NICARAGUA-CARDENAL
Nicaraguan court exonerates Ernesto Cardenal
Managua, Feb 8 (EFE).- The slander conviction of the Rev. Ernesto Cardenal, an acclaimed poet and leading opponent of the Nicaraguan government, was overturned Monday by an appeals court.
Besides lifting the freeze imposed on the priest's bank accounts to ensure he would pay the judgment, the court ordered that the ruling be published in the press in the interest of clearing the name of the octogenarian former culture minister, Judge Rafael Avellan told reporters.
Avellan said he and his colleagues overturned the conviction because trial Judge David Rojas should have thrown out the case in accord with a recent revision of the penal code that requires slander charges to be filed within 30 days of the offending speech.
The original accusation against Cardenal dates from 2003.
Rojas convicted the poet in 2008 and ordered him to pay a fine of 20,000 cordobas ($1,025) for allegedly slandering German businessman Inmanuel Zerger five years earlier in the course of a land dispute.
Cardenal refused to pay, calling his conviction "unjust and illegal."

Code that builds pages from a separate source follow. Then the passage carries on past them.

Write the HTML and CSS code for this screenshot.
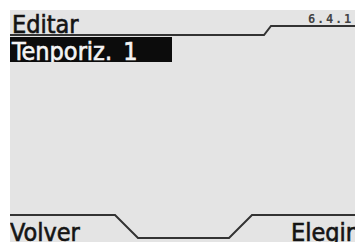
FILE: index.html
```html
<!DOCTYPE html>
<html lang="es">
<head>
<meta charset="utf-8">
<link rel="stylesheet" href="styles.css">
</head>
<body>
<div class="screen">
  <div class="header">
    <svg class="frame" width="345" height="27" viewBox="0 0 345 27">
      <polyline points="0,25 254,25 261,16 345,16" />
    </svg>
    <span class="title">Editar</span>
    <span class="version">6.4.1</span>
  </div>
  <div class="list">
    <div class="item selected">Tenporiz. 1</div>
  </div>
  <div class="footer">
    <svg class="frame" width="345" height="32" viewBox="0 0 345 32">
      <polyline points="0,5 105,5 128,28 219,28 242,5 345,5" />
    </svg>
    <span class="softkey">Volver</span>
    <span class="softkey">Elegir</span>
  </div>
</div>
</body>
</html>
```
FILE: styles.css
```css
html, body {
  margin: 0;
  padding: 0;
  background: #ffffff;
}
body {
  width: 359px;
  height: 242px;
  overflow: hidden;
}
.screen {
  margin: 10px 0 0 10px;
  width: 345px;
  height: 232px;
  background: #e4e4e4;
  display: flex;
  flex-direction: column;
  overflow: hidden;
  font-family: "DejaVu Sans Condensed", "DejaVu Sans", sans-serif;
  font-stretch: condensed;
  color: #141414;
  -webkit-text-stroke: 0.6px currentColor;
}
.header {
  position: relative;
  height: 27px;
  flex: none;
  display: flex;
  justify-content: space-between;
  align-items: flex-start;
}
.frame {
  position: absolute;
  left: 0;
  top: 0;
  fill: none;
  stroke: #333333;
  stroke-width: 2;
}
.title {
  font-size: 25px;
  line-height: 25px;
  margin-top: 2px;
  padding-left: 2px;
}
.version {
  font-family: "DejaVu Sans Mono", monospace;
  font-stretch: normal;
  font-weight: bold;
  font-size: 12px;
  line-height: 12px;
  margin-top: 3px;
  margin-right: 2px;
  letter-spacing: 1.8px;
  color: #444;
  -webkit-text-stroke: 0;
}
.list {
  flex: 1;
}
.item {
  font-size: 25px;
  line-height: 24px;
  height: 22px;
  padding-top: 3px;
  padding-left: 2px;
  overflow: hidden;
  white-space: pre;
  word-spacing: 4px;
}
.selected {
  width: 160px;
  background: #0c0c0c;
  color: #f4f4f4;
}
.footer {
  position: relative;
  height: 32px;
  flex: none;
  display: flex;
  justify-content: space-between;
  align-items: flex-start;
}
.softkey {
  font-size: 25px;
  line-height: 25px;
  margin-top: 10px;
}
```
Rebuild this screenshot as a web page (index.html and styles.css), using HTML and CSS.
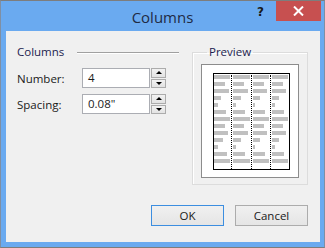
FILE: index.html
```html
<!DOCTYPE html>
<html>
<head>
<meta charset="utf-8">
<link rel="stylesheet" href="styles.css">
</head>
<body>
<div class="window">
  <div class="titlebar">
    <div class="title">Columns</div>
    <div class="controls">
      <span class="help">?</span>
      <span class="close">
        <svg width="11" height="10" viewBox="0 0 11 10"><path d="M1 0.5 L10 9.5 M10 0.5 L1 9.5" stroke="#fff" stroke-width="2"/></svg>
      </span>
    </div>
  </div>
  <div class="client">
    <div class="main">
      <div class="left">
        <div class="section-head">
          <span class="caption">Columns</span>
          <span class="rule"></span>
        </div>
        <div class="row">
          <span class="label">Number:</span>
          <span class="input">4</span>
          <span class="spin"><span class="spin-btn"><i class="tri up"></i></span><span class="spin-btn"><i class="tri down"></i></span></span>
        </div>
        <div class="row row2">
          <span class="label">Spacing:</span>
          <span class="input">0.08"</span>
          <span class="spin"><span class="spin-btn"><i class="tri up"></i></span><span class="spin-btn"><i class="tri down"></i></span></span>
        </div>
      </div>
      <fieldset class="group">
        <legend class="caption">Preview</legend>
        <div class="preview">
          <div class="page">
            <div class="col"><i style="width:100%"></i><i style="width:70%"></i><i style="width:90%"></i><i style="width:45%"></i><i style="width:22%"></i><i style="width:75%"></i><i style="width:100%"></i><i style="width:65%"></i><i style="width:88%"></i><i style="width:55%"></i><i style="width:25%"></i><i style="width:80%"></i><i style="width:100%"></i></div>
            <div class="col"><i style="width:100%"></i><i style="width:68%"></i><i style="width:90%"></i><i style="width:45%"></i><i style="width:18%"></i><i style="width:75%"></i><i style="width:100%"></i><i style="width:68%"></i><i style="width:90%"></i><i style="width:45%"></i><i style="width:18%"></i><i style="width:75%"></i><i style="width:100%"></i></div>
            <div class="col"><i style="width:100%"></i><i style="width:68%"></i><i style="width:90%"></i><i style="width:45%"></i><i style="width:18%"></i><i style="width:75%"></i><i style="width:100%"></i><i style="width:68%"></i><i style="width:90%"></i><i style="width:45%"></i><i style="width:18%"></i><i style="width:75%"></i><i style="width:100%"></i></div>
            <div class="col"><i style="width:100%"></i><i style="width:68%"></i><i style="width:90%"></i><i style="width:45%"></i><i style="width:18%"></i><i style="width:75%"></i><i style="width:100%"></i><i style="width:68%"></i><i style="width:90%"></i><i style="width:45%"></i><i style="width:18%"></i><i style="width:75%"></i><i style="width:100%"></i></div>
          </div>
        </div>
      </fieldset>
    </div>
    <div class="buttons">
      <button class="btn default">OK</button>
      <button class="btn">Cancel</button>
    </div>
  </div>
</div>
</body>
</html>
```
FILE: styles.css
```css
* { box-sizing: border-box; }
html, body { margin: 0; padding: 0; }
body {
  width: 325px;
  height: 248px;
  font-family: "Open Sans", "Noto Sans", sans-serif;
  font-size: 11.5px;
  color: #1a1a1a;
}
.window {
  width: 325px;
  height: 248px;
  background: #6aaaf0;
  border: 1px solid #7f8fa4;
  border-top-color: #7d7d7d;
  border-bottom-color: #7d7d7d;
  display: flex;
  flex-direction: column;
}
.titlebar {
  height: 30px;
  display: grid;
  grid-template-columns: 1fr auto 1fr;
  align-items: start;
}
.title {
  grid-column: 2;
  font-size: 15px;
  line-height: 16px;
  padding-top: 8px;
  color: #1f2a44;
}
.controls {
  grid-column: 3;
  justify-self: end;
  display: flex;
  align-items: flex-start;
  margin-right: 3px;
}
.help {
  font-family: "DejaVu Sans", sans-serif;
  font-weight: bold;
  font-size: 12px;
  line-height: 14px;
  color: #1a1a1a;
  margin-top: 4px;
  margin-right: 12px;
}
.close {
  width: 45px;
  height: 20px;
  background: #c75050;
  display: flex;
  align-items: center;
  justify-content: center;
}
.client {
  flex: 1;
  margin: 0 4px 5px 5px;
  background: #f0f0f0;
  padding: 13px 12px 0 11px;
  display: flex;
  flex-direction: column;
}
.main {
  display: flex;
  align-items: flex-start;
}
.left {
  width: 163px;
  margin-right: 13px;
}
.section-head {
  display: flex;
  align-items: center;
  height: 16px;
}
.caption {
  color: #1d1d4f;
  line-height: 16px;
}
.rule {
  flex: 1;
  height: 2px;
  border-top: 1px solid #a0a0a0;
  border-bottom: 1px solid #ffffff;
  margin-left: 13px;
  margin-top: 1px;
}
.row {
  display: flex;
  align-items: center;
  margin-top: 8px;
  height: 20px;
}
.row2 { margin-top: 6px; }
.label {
  width: 65px;
}
.input {
  width: 68px;
  height: 20px;
  border: 1px solid #abadb3;
  background: #fff;
  padding: 0 5px;
  line-height: 18px;
}
.spin {
  width: 15px;
  height: 20px;
  margin-left: 1px;
  display: flex;
  flex-direction: column;
  gap: 1px;
}
.spin-btn {
  flex: 1;
  border: 1px solid #acacac;
  background: linear-gradient(#f2f2f2, #e3e3e3);
  display: flex;
  align-items: center;
  justify-content: center;
}
.tri {
  width: 0;
  height: 0;
  border-left: 3px solid transparent;
  border-right: 3px solid transparent;
}
.tri.up { border-bottom: 3px solid #000; }
.tri.down { border-top: 3px solid #000; }
.group {
  margin: 0;
  width: 116px;
  height: 141px;
  border: 1px solid #dcdcdc;
  padding: 4px 8px 6px 8px;
  box-shadow: inset 1px 1px 0 #fff;
}
.group legend {
  padding: 0 2px;
  margin-left: 6px;
}
.preview {
  width: 98px;
  height: 114px;
  background: #fff;
  border: 1px solid #8c8c8c;
  padding: 8px 0 0 11px;
}
.page {
  width: 77px;
  height: 97px;
  border: 1px solid #000;
  display: flex;
  padding-top: 1px;
}
.col {
  flex: 1;
  display: flex;
  flex-direction: column;
  gap: 3px;
  padding: 0 1px;
}
.col + .col {
  border-left: 1px dotted #000;
}
.col:first-child { padding-left: 0; }
.col i {
  display: block;
  height: 4px;
  background: #c0c0c0;
}
.buttons {
  margin-top: 20px;
  display: flex;
  justify-content: flex-end;
  gap: 11px;
}
.btn {
  width: 73px;
  height: 21px;
  font-family: inherit;
  font-size: inherit;
  color: #1a1a1a;
  border: 1px solid #acacac;
  background: linear-gradient(#f0f0f0, #e5e5e5);
  padding: 0;
}
.btn.default {
  border-color: #3c8ee0;
}
```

He has contended all along that the revival of the slander charge - which had been thrown out in 2005 - was in reprisal for his outspoken criticism of President Daniel Ortega.
An ally of the Marxist-oriented Sandinista movement that ousted U.S.-backed dictator Anastasio Somoza in 1979, the priest accepted the post of culture minister in the post-revolutionary government headed by Ortega.
Like many others, however, Cardenal eventually quit the Sandinista party in response to Ortega's growing authoritarianism.
"After many years of waiting for justice to be done, and despite the earlier arbitrary guilty verdicts, the appeals court has now recognized the truth and has done justice," Cardenal said Monday in a written statement read on Managua's Channel 12 television.
The poet added that he was hopeful the courts would soon act to undo a November 2009 ruling awarding the Hotel Mancarron to Immanuel Zerger.
Cardenal maintains the property belongs to the Association for the Development of Solentiname, a group he founded to aid residents of the town where he once served as parish priest.
Ernesto Cardenal, recipient of the 2009 Neruda Prize for poetry, is a two-time nominee for the Nobel Prize for Literature.